“As it is with candles, so it was with him: the more light he gave, the less there was of him.” This is how the novelist Charles Johnson imagines Martin Luther King Jr., a man whose self recedes as his commitment to the struggle for justice deepens. At the start of his public life, King put on a mask when he entered the spotlight; in the years immediately preceding his death, at age thirty-nine, there was nothing left except the mask. King the man was hardly there at all.
In Dreamer, Johnson’s 1998 novel inspired by King’s final months, the civil-rights leader takes a body double who embraces all that is human in a way that King the icon cannot. Where King is earnest, his body double is crude and cynical; where King is stoic and selfless, the other is flagrantly egotistical. Yet the two men so resemble each other that audiences cannot distinguish them: King becomes two men at once, holy and profane.
What Johnson conjured in fiction, Jonathan Eig meticulously documents in his new biography of King. The steadfast moral beacon whose image is now chiseled in stone on the National Mall was actually troubled and all too human. Appreciating the folds of King’s character ought to inspire us to appreciate his leadership more, not less—so Eig would have it.

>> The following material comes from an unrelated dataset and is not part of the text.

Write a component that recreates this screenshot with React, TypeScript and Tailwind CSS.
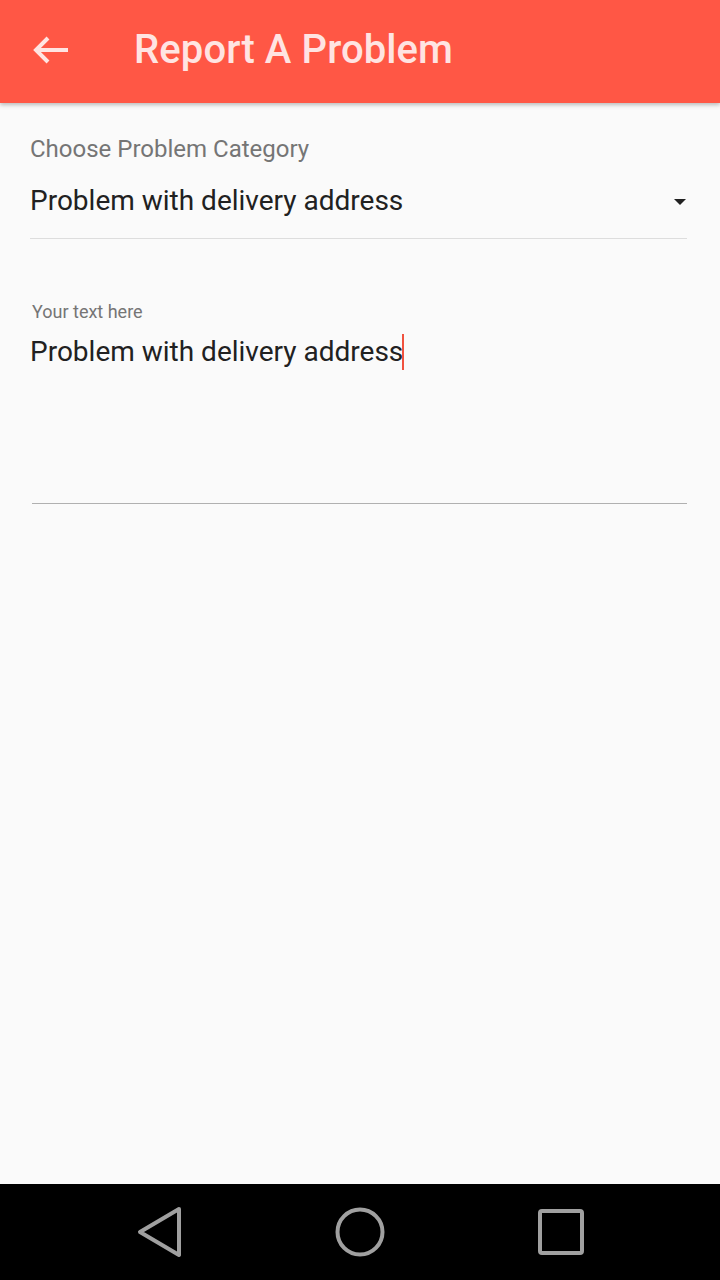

King liked to do impressions of his colleagues. He liked to tell jokes and to play jokes. In Memphis, just before his assassination, he called his mother and passed the phone to his brother mid-sentence, trying to trick her. (She noticed.) King could be lighthearted, but he was also dragged into melancholy, what today would likely be diagnosed as clinical depression. He was hospitalized for one of these spells when he learned he was awarded the Nobel Prize; he conducted a press conference from the hospital auditorium.
While King famously proclaimed, in his final speech, that God had allowed him to go to the mountaintop and glimpse the promised land, Eig shows that in reality it was his wife Coretta who enabled and guided the great orator’s moral ascent. She was an activist before he was; she was outspoken on Vietnam before he was; she was forever giving him confidence when his spirits wavered. Plus, she was birthing and caring for four children and an extraordinarily busy household on a tight budget. (King donated all of his speaking fees to civil-rights work.) At the civil-rights movement’s height, Coretta traveled frequently to sing at rallies, always checking in to make sure her children made it to their extracurriculars. When King was called away from the founding meeting of the Southern Christian Leadership Conference, Coretta filled in for him.
As a father, King was engaged and playful—when he was around. He traveled so much that his young son, Martin Luther King III, longed to be a pilot when he grew up so they could travel together. When King was in Atlanta, a typical day included an hour or two in the evening with his family before he was off again, sometimes to a colleague’s home to strategize, sometimes to one of his lovers’ homes. Among his inner circle, King’s adultery was no secret. Coretta found out, too, if not from gossip, then from the tape recording that the FBI sent, though she was reluctant to believe that King was unfaithful.
Using newly released records from the FBI, Eig demonstrates how what started as J. Edgar Hoover’s usual obsession with chasing Communist shadows transformed into an obsession with King’s sex life. How different the media norms were in those days: despite the FBI shopping evidence of King’s adultery to many outlets, including those unsympathetic to King, the story never made it into print. The personal life of political figures was off limits.